С эротическими коннотациями связан и образ Ярилы, которого «хоронили» («погребали Ярилину плешь») в конце русальей недели. Куклу-чучело Ярилы с подчеркнутыми половыми признаками сначала воспевали в непристойных песнях, восхищаясь его плодовитостью, обыгрывали на гуляньях, а затем парень в образе старика его «погребал». Часто в пару к Яриле делали куклу женского пола — Ярилиху, которую в конце празднеств раздирали на части вместе с чучелом Ярилы и бросали в воду. Этот обряд совпадал с русальей неделей, праздником Ивана Купалы либо приурочивался к Петрову дню («Ярилово заговенье») или Троице.

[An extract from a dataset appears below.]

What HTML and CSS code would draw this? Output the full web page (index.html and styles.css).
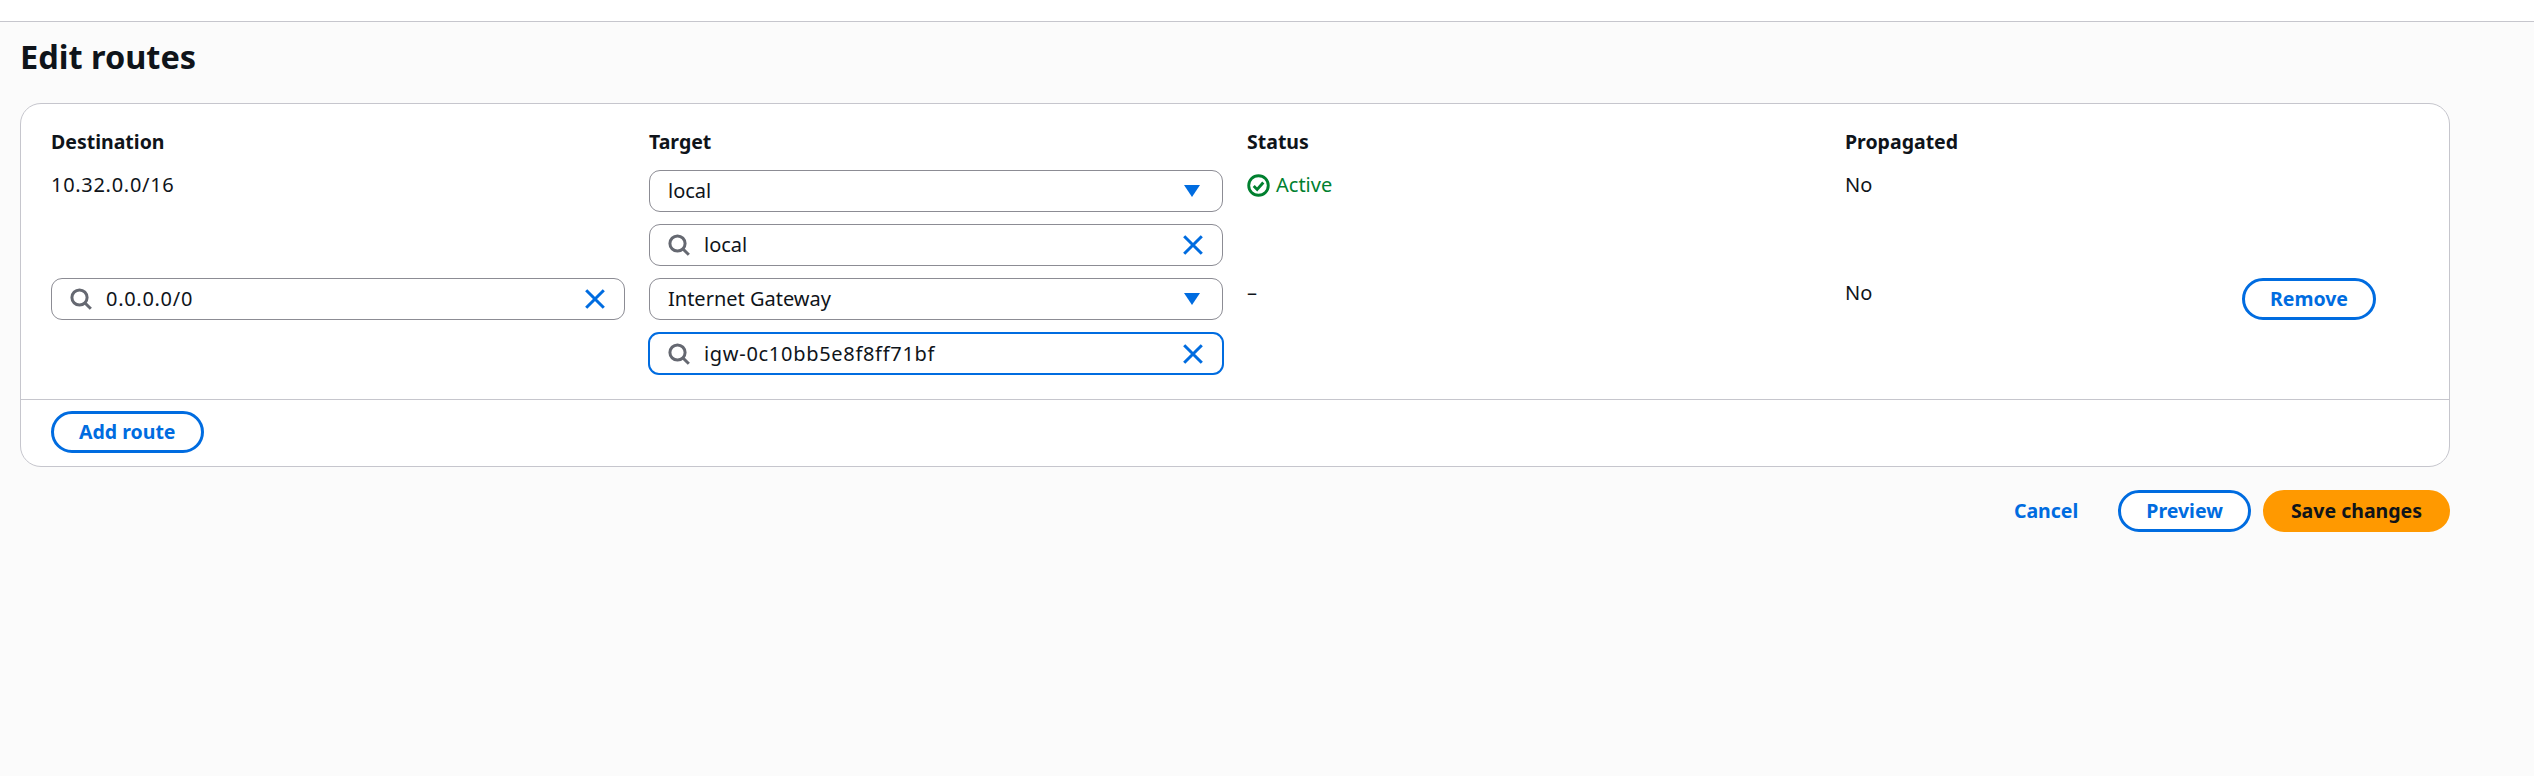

К разряду бесчинств относились и смехотворные свадебные песни, часто с употреблением матерных слов. В поучениях против язычества говорится о песнях в честь Леля: «И того идола ветхую прелесть дияволю на брачных веселиях руками плещущее и о стол биюще воспевают»[226].
Случались бесчинства и во время поминок, наиболее часто в Семик — день поминовения «заложных покойников» (утопленников, казненных, умерших от голода, неизвестных). Поминки на кладбище плавно переходили в буйство. Самые впечатляющие масштабы принимали эти буйства в Верхнем Поволжье, где изготавливались из соломы и тряпок чучела Семика и Семичихи. Женщины в масках и обвешанные фаллическими символами носили их по селу и просили угощение: «Семику — яичко, Семичихе — молочка…» Затем они отправлялись за деревню «гонять Семика». Мужчинам запрещалось участвовать в процессии и оргии. За селом звучали непристойные песни, сопровождаемые стуком в металлические предметы (ведра, печные заслонки, косы), женщины оголялись и скакали на метках или палках вокруг чучел, кувыркались и катались по земле, страшно сквернословя при этом.
Сквернословие входило в состав языческих «отгонных действий», поскольку слово считалось столь же материальным объектом, что и вещественные предметы. Злыми словами, грязными выражениями можно было отогнать любого «врага» от своих границ. С принятием христианства сквернословие вошло в перечень «устной гнуси», как это следует из «Изборника Святослава» 1073 года: «Гнусь бо есть ручьная: грабление, злодеяние; устьнная же: хуление, клеветание, сквернословие, смех, укорение»[227].